Last point, which would be that I was stressing that local governament in NO seemed incompetent not criminal, I singled out NO because the posts and comments were talking about NO. It's too late to claim that other cities are doing the same things, possibly true but those cities didn't parade their incompetents before a national audience.

Beth said...

Pat, other cities indeed parade before the national audience--I was referring to the neighboring parishes, and their officials have been on the news quite often.

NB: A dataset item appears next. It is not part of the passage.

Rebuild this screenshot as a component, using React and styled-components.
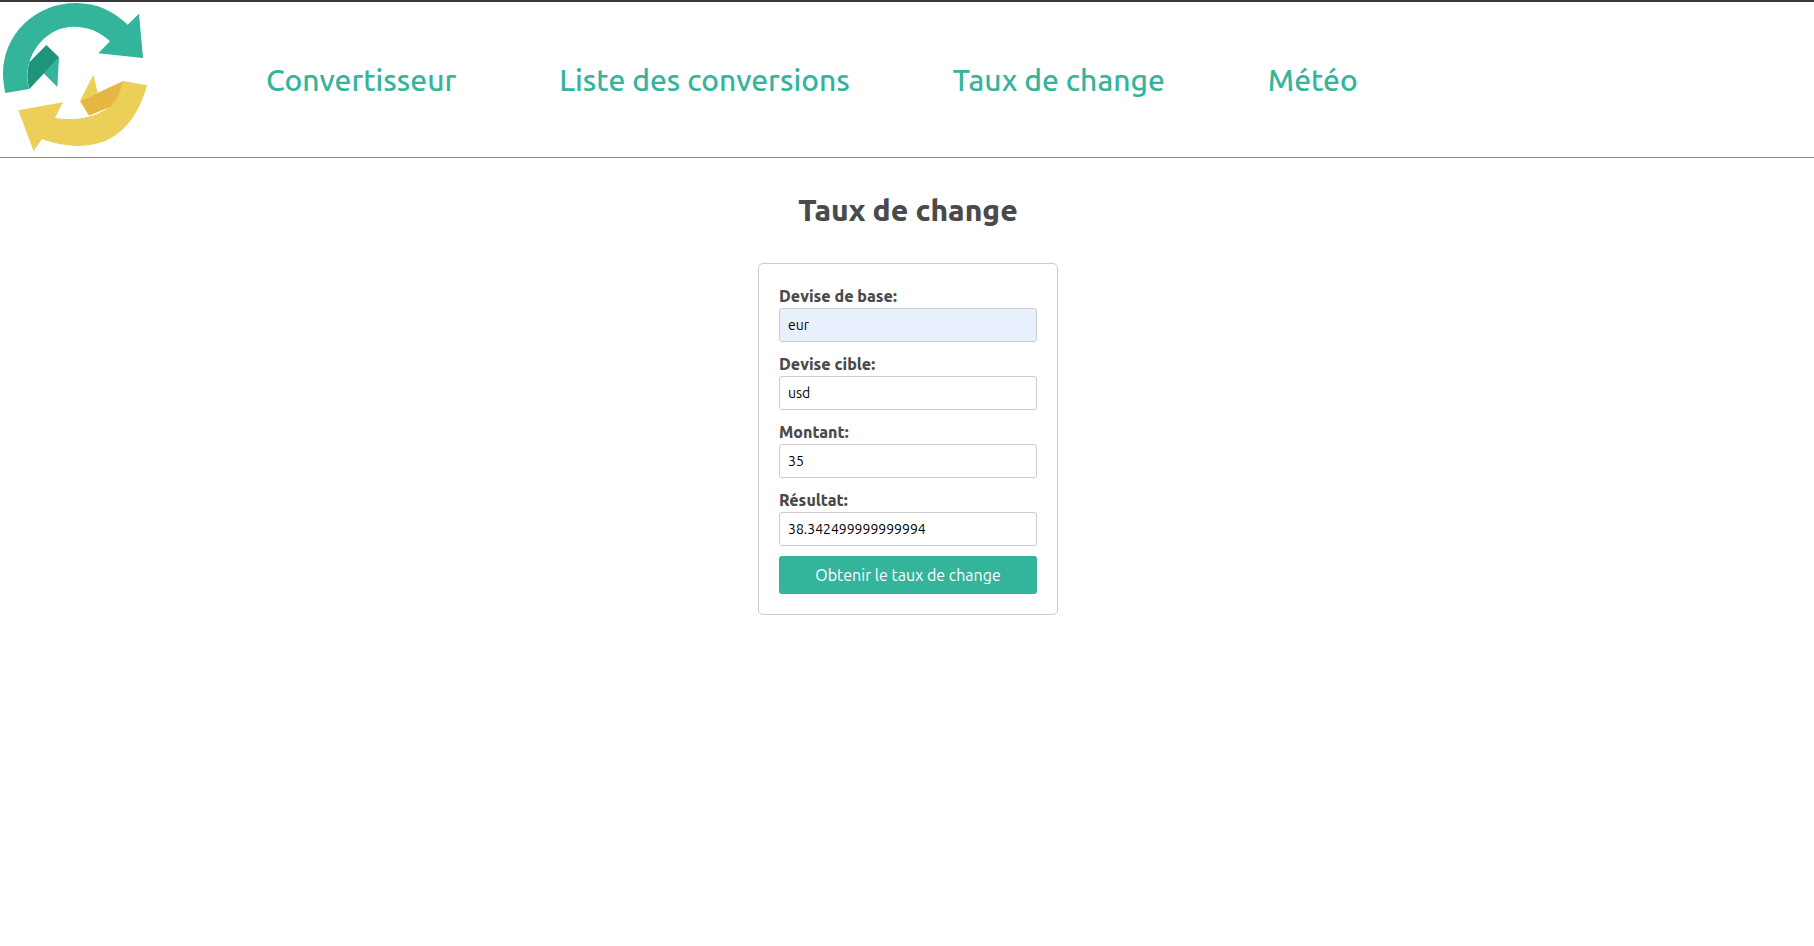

You quote the population vs. federal bucks statistics but don't venture any comment on what New Orleans contributes to the state's tax coffers, and to its economy. We have the port, the bulk of the tourist industry, an NFL team that brings in NCAA and NFL playoffs, Mardi Gras, Jazz Fest--the rest of the state doesn't contribute as much to the economy; New Orleans' slice of the pie is actually under what it should get, but that's how state legislatures work.

Your descriptions of preservationists is ludicrous, and unsupported. Your disdain for historical architecture is certainly your right, but there's no rational basis for it. Our nation values its history, and much of what it means to be an American has its origins in New Orleans. You offer accusations, but give no reasons or evidence for anyone to believe that preservationists are ripoff artists.

As for those homeowners, they'll have to face long-term changes in how we protect the city for flooding. It's not likely that the lowest-lying areas will be rebuilt; they may turned into flood plains. My concern is not so much that problem, but the specter of carpetbagging developers, with the collusion of insurance companies, buying up damaged homes in areas that will be rebuilt with improved building codes and more flood protections, but not for the people who live there now. Those folks will be out of luck.

I hope not too many other Americans share your misinformation and prejudices against investing in rebuilding the lives of fellow Americans who are just as deserving and important as any other citizen. You don't have to embrace New Orleans' place in history, but you can certainly stop maligning it.